Copy out each line that has "this" in it.

━━━━━ Record excerpts

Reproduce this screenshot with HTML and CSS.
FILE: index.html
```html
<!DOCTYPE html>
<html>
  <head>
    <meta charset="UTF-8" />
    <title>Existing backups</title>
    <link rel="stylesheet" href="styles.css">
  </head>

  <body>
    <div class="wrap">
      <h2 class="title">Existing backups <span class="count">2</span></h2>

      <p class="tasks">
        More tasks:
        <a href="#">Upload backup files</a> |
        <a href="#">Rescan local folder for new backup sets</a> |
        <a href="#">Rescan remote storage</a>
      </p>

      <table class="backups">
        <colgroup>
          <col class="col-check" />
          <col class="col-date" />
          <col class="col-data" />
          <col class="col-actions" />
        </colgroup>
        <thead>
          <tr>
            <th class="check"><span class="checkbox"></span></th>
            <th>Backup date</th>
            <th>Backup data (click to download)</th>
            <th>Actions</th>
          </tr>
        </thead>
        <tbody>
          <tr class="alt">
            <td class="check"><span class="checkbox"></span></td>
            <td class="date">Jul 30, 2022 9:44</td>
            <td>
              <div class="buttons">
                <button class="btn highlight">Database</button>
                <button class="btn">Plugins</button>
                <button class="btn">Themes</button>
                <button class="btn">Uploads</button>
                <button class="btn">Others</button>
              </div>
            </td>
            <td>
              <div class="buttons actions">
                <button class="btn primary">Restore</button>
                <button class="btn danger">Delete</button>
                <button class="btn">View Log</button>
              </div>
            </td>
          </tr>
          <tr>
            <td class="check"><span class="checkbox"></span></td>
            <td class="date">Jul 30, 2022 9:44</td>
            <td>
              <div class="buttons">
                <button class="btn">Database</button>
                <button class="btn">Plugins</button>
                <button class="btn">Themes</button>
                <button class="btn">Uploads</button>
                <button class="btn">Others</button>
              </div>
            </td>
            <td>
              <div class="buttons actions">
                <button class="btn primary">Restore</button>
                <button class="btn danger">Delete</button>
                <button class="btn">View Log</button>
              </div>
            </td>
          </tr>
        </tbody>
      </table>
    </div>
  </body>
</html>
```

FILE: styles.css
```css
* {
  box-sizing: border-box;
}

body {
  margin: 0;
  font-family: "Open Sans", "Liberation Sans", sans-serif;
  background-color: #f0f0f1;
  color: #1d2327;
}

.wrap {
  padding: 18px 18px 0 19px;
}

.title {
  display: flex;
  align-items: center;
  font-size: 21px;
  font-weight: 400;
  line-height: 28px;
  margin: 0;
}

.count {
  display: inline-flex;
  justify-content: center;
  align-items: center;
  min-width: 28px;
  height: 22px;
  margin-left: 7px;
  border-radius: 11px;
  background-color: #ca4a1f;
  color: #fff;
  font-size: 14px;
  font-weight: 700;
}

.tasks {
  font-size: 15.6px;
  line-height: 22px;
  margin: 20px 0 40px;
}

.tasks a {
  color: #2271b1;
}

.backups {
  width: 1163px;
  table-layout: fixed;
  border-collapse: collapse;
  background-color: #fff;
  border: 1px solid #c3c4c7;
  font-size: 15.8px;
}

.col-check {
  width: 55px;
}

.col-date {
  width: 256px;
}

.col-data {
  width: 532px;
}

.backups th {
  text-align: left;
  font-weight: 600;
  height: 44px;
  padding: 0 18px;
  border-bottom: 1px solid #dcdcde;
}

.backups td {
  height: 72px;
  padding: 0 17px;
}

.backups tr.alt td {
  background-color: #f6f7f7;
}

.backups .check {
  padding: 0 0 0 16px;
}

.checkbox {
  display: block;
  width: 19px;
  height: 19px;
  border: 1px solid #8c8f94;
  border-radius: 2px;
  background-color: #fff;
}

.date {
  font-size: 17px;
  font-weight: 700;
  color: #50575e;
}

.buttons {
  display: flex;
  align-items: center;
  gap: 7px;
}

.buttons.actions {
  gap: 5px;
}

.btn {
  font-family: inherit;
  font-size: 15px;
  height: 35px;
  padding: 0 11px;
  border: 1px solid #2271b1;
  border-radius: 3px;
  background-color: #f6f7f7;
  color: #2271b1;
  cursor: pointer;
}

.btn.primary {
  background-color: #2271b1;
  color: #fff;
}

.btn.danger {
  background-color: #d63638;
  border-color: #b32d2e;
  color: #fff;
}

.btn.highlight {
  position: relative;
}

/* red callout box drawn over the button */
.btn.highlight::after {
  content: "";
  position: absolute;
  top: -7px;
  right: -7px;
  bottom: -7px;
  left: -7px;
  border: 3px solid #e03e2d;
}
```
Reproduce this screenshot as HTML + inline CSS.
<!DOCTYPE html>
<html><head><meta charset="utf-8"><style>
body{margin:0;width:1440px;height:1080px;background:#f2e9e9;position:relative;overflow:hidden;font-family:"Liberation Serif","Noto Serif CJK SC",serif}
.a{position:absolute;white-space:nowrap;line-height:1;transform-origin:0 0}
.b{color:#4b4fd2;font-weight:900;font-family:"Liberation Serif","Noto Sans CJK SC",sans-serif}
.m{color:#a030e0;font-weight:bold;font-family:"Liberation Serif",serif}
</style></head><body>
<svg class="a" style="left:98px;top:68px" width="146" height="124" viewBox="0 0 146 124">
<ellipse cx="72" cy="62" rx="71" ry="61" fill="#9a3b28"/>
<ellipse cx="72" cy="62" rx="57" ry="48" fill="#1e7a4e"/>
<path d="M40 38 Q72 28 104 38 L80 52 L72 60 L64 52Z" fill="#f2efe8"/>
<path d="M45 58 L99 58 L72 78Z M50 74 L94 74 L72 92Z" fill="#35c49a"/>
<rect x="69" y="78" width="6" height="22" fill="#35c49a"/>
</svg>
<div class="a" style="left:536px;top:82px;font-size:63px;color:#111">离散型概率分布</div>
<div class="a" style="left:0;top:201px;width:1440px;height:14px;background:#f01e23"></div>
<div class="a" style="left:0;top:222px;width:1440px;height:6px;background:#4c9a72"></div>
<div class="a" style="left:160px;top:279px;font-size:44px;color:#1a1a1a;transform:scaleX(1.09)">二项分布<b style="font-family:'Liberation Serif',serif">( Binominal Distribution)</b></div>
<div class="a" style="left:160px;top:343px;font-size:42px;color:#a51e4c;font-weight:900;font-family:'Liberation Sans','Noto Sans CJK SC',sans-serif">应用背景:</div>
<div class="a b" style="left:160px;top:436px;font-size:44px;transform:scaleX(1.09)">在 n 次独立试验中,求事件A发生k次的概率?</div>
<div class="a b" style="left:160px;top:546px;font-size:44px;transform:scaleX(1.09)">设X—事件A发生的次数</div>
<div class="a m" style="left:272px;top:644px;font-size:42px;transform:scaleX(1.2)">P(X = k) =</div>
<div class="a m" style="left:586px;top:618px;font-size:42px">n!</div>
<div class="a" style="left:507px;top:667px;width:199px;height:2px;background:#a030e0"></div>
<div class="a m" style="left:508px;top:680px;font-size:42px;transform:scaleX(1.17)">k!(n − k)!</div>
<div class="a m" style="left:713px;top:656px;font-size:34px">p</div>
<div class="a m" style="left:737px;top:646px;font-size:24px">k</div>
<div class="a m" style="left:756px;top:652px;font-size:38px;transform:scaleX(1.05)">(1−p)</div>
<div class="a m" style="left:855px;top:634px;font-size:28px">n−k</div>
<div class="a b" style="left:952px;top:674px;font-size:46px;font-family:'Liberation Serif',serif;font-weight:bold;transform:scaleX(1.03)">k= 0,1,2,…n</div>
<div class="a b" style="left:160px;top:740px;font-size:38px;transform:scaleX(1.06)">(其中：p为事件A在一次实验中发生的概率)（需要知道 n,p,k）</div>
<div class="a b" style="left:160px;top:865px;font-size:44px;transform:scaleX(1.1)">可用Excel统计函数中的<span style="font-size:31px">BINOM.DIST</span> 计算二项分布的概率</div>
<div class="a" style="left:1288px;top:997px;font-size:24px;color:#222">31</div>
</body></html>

━━━━━━━━━━

Task response:
Reproduce this screenshot with HTML and CSS.
Reproduce this screenshot as HTML + inline CSS.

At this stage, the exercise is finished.